> _To be done_: Write out the lines from the top of the material through the line with "import React from 'react';", exactly and with nothing added.

=== Task material ===

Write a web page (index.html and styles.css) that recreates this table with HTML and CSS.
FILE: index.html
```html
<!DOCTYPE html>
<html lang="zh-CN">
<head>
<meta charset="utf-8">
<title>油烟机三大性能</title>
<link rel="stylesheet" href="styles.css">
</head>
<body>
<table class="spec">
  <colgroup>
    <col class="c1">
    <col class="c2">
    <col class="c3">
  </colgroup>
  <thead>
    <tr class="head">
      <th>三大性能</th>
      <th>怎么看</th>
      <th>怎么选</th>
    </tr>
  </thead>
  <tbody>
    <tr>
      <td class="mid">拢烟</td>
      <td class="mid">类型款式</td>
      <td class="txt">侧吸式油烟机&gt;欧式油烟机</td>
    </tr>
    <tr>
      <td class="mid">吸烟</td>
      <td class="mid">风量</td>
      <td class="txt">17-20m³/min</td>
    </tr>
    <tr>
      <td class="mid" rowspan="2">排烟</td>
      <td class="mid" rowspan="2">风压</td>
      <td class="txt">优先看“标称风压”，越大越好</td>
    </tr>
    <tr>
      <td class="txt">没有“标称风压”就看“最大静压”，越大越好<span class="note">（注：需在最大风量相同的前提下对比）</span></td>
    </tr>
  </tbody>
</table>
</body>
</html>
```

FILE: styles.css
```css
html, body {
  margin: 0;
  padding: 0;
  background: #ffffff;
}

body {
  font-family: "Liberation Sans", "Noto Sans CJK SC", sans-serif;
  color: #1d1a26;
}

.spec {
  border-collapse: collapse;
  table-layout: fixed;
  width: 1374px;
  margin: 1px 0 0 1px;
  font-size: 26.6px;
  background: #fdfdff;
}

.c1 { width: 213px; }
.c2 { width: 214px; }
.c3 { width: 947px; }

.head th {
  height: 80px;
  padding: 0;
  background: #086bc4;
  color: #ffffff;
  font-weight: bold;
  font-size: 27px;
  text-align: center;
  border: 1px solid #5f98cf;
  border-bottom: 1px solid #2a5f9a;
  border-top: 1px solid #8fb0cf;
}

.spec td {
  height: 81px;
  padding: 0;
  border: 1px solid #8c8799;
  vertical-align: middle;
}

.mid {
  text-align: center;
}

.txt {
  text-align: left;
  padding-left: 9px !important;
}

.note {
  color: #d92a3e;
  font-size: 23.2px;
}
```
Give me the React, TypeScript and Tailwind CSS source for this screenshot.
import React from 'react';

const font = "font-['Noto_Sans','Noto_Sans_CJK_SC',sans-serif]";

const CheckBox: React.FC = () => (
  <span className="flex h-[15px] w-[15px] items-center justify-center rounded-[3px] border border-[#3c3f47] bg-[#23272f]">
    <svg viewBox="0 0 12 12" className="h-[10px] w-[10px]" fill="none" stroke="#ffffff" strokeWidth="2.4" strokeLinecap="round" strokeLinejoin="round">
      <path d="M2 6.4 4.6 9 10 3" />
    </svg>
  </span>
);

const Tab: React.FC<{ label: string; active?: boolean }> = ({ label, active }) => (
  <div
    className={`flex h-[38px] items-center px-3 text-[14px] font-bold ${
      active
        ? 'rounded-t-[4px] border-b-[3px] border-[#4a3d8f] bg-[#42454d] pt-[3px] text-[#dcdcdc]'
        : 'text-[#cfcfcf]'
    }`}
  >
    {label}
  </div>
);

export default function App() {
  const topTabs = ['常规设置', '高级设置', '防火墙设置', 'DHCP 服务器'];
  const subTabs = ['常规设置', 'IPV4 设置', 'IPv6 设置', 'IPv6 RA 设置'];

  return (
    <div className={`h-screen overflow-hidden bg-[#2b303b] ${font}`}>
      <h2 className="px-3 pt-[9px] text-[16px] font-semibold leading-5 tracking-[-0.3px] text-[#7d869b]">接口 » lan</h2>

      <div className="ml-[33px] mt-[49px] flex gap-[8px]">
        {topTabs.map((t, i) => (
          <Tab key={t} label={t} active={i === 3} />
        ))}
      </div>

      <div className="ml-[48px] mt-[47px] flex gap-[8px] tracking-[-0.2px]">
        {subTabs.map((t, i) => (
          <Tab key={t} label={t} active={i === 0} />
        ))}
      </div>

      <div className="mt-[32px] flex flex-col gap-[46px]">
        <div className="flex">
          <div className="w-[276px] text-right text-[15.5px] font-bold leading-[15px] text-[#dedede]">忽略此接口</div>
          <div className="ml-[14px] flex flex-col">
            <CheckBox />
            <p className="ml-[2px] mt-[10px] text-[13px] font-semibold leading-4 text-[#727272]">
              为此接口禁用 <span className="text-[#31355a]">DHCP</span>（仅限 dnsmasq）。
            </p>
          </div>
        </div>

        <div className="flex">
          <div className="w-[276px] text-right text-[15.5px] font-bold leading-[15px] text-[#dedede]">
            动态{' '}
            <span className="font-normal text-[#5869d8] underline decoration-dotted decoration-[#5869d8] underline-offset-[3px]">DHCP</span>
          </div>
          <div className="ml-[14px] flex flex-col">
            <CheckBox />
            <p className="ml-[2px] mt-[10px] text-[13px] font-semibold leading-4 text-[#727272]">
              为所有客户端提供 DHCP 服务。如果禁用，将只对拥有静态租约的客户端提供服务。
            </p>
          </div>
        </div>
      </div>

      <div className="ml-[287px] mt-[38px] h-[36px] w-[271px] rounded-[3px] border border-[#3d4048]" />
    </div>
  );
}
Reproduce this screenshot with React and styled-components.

===

> _Solution to this problem_:
Write a web page (index.html and styles.css) that recreates this table with HTML and CSS.
FILE: index.html
```html
<!DOCTYPE html>
<html lang="zh-CN">
<head>
<meta charset="utf-8">
<title>油烟机三大性能</title>
<link rel="stylesheet" href="styles.css">
</head>
<body>
<table class="spec">
  <colgroup>
    <col class="c1">
    <col class="c2">
    <col class="c3">
  </colgroup>
  <thead>
    <tr class="head">
      <th>三大性能</th>
      <th>怎么看</th>
      <th>怎么选</th>
    </tr>
  </thead>
  <tbody>
    <tr>
      <td class="mid">拢烟</td>
      <td class="mid">类型款式</td>
      <td class="txt">侧吸式油烟机&gt;欧式油烟机</td>
    </tr>
    <tr>
      <td class="mid">吸烟</td>
      <td class="mid">风量</td>
      <td class="txt">17-20m³/min</td>
    </tr>
    <tr>
      <td class="mid" rowspan="2">排烟</td>
      <td class="mid" rowspan="2">风压</td>
      <td class="txt">优先看“标称风压”，越大越好</td>
    </tr>
    <tr>
      <td class="txt">没有“标称风压”就看“最大静压”，越大越好<span class="note">（注：需在最大风量相同的前提下对比）</span></td>
    </tr>
  </tbody>
</table>
</body>
</html>
```

FILE: styles.css
```css
html, body {
  margin: 0;
  padding: 0;
  background: #ffffff;
}

body {
  font-family: "Liberation Sans", "Noto Sans CJK SC", sans-serif;
  color: #1d1a26;
}

.spec {
  border-collapse: collapse;
  table-layout: fixed;
  width: 1374px;
  margin: 1px 0 0 1px;
  font-size: 26.6px;
  background: #fdfdff;
}

.c1 { width: 213px; }
.c2 { width: 214px; }
.c3 { width: 947px; }

.head th {
  height: 80px;
  padding: 0;
  background: #086bc4;
  color: #ffffff;
  font-weight: bold;
  font-size: 27px;
  text-align: center;
  border: 1px solid #5f98cf;
  border-bottom: 1px solid #2a5f9a;
  border-top: 1px solid #8fb0cf;
}

.spec td {
  height: 81px;
  padding: 0;
  border: 1px solid #8c8799;
  vertical-align: middle;
}

.mid {
  text-align: center;
}

.txt {
  text-align: left;
  padding-left: 9px !important;
}

.note {
  color: #d92a3e;
  font-size: 23.2px;
}
```
Give me the React, TypeScript and Tailwind CSS source for this screenshot.
import React from 'react';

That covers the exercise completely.